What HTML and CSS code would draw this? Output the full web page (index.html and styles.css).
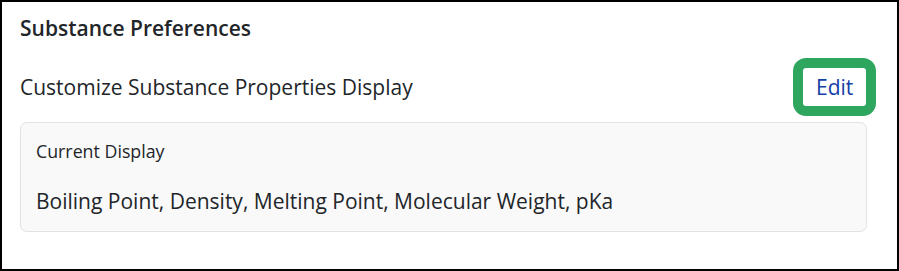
FILE: index.html
```html
<!DOCTYPE html>
<html lang="en">
<head>
<meta charset="utf-8">
<title>Substance Preferences</title>
<link rel="stylesheet" href="styles.css">
</head>
<body>
<section class="panel">
  <h2 class="panel-title">Substance Preferences</h2>
  <div class="setting-row">
    <span class="setting-label">Customize Substance Properties Display</span>
    <button class="edit-btn" type="button">Edit</button>
  </div>
  <div class="current-box">
    <div class="current-label">Current Display</div>
    <div class="current-value">Boiling Point, Density, Melting Point, Molecular Weight, pKa</div>
  </div>
</section>
</body>
</html>
```

FILE: styles.css
```css
html, body {
  margin: 0;
  padding: 0;
  background: #ffffff;
}

body {
  font-family: "Open Sans", "Noto Sans", "DejaVu Sans", sans-serif;
  color: #222529;
}

.panel {
  box-sizing: border-box;
  width: 899px;
  height: 271px;
  border: 2px solid #000000;
  padding: 12px 30px 0 18px;
  display: flex;
  flex-direction: column;
}

.panel-title {
  margin: 0;
  font-size: 21px;
  line-height: 28px;
  font-weight: 600;
  color: #222529;
}

.setting-row {
  margin-top: 26px;
  display: flex;
  align-items: center;
  justify-content: space-between;
}

.setting-label {
  font-size: 21px;
  line-height: 28px;
}

.edit-btn {
  box-sizing: border-box;
  font-family: inherit;
  font-size: 21px;
  line-height: 28px;
  color: #1440a8;
  background: #ffffff;
  border: none;
  border-radius: 3px;
  padding: 5px 0 5px 13px;
  text-align: left;
  height: 38px;
  width: 63px;
  margin-right: 1px;
  outline: 10px solid #2ea65e;
  cursor: pointer;
}

.current-box {
  margin-top: 16px;
  background: #f9f9f9;
  border: 1px solid #e2e2e2;
  border-radius: 7px;
  padding: 16px 15px 16px 15px;
}

.current-label {
  font-size: 17.8px;
  line-height: 24px;
}

.current-value {
  margin-top: 24px;
  font-size: 21px;
  line-height: 28px;
}
```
• • • • • • •
Instructions to follow - Omit each picture, then return all of the listing exactly as it stands.

Solution for this exercise -
What HTML and CSS code would draw this? Output the full web page (index.html and styles.css).
FILE: index.html
```html
<!DOCTYPE html>
<html lang="en">
<head>
<meta charset="utf-8">
<title>Substance Preferences</title>
<link rel="stylesheet" href="styles.css">
</head>
<body>
<section class="panel">
  <h2 class="panel-title">Substance Preferences</h2>
  <div class="setting-row">
    <span class="setting-label">Customize Substance Properties Display</span>
    <button class="edit-btn" type="button">Edit</button>
  </div>
  <div class="current-box">
    <div class="current-label">Current Display</div>
    <div class="current-value">Boiling Point, Density, Melting Point, Molecular Weight, pKa</div>
  </div>
</section>
</body>
</html>
```

FILE: styles.css
```css
html, body {
  margin: 0;
  padding: 0;
  background: #ffffff;
}

body {
  font-family: "Open Sans", "Noto Sans", "DejaVu Sans", sans-serif;
  color: #222529;
}

.panel {
  box-sizing: border-box;
  width: 899px;
  height: 271px;
  border: 2px solid #000000;
  padding: 12px 30px 0 18px;
  display: flex;
  flex-direction: column;
}

.panel-title {
  margin: 0;
  font-size: 21px;
  line-height: 28px;
  font-weight: 600;
  color: #222529;
}

.setting-row {
  margin-top: 26px;
  display: flex;
  align-items: center;
  justify-content: space-between;
}

.setting-label {
  font-size: 21px;
  line-height: 28px;
}

.edit-btn {
  box-sizing: border-box;
  font-family: inherit;
  font-size: 21px;
  line-height: 28px;
  color: #1440a8;
  background: #ffffff;
  border: none;
  border-radius: 3px;
  padding: 5px 0 5px 13px;
  text-align: left;
  height: 38px;
  width: 63px;
  margin-right: 1px;
  outline: 10px solid #2ea65e;
  cursor: pointer;
}

.current-box {
  margin-top: 16px;
  background: #f9f9f9;
  border: 1px solid #e2e2e2;
  border-radius: 7px;
  padding: 16px 15px 16px 15px;
}

.current-label {
  font-size: 17.8px;
  line-height: 24px;
}

.current-value {
  margin-top: 24px;
  font-size: 21px;
  line-height: 28px;
}
```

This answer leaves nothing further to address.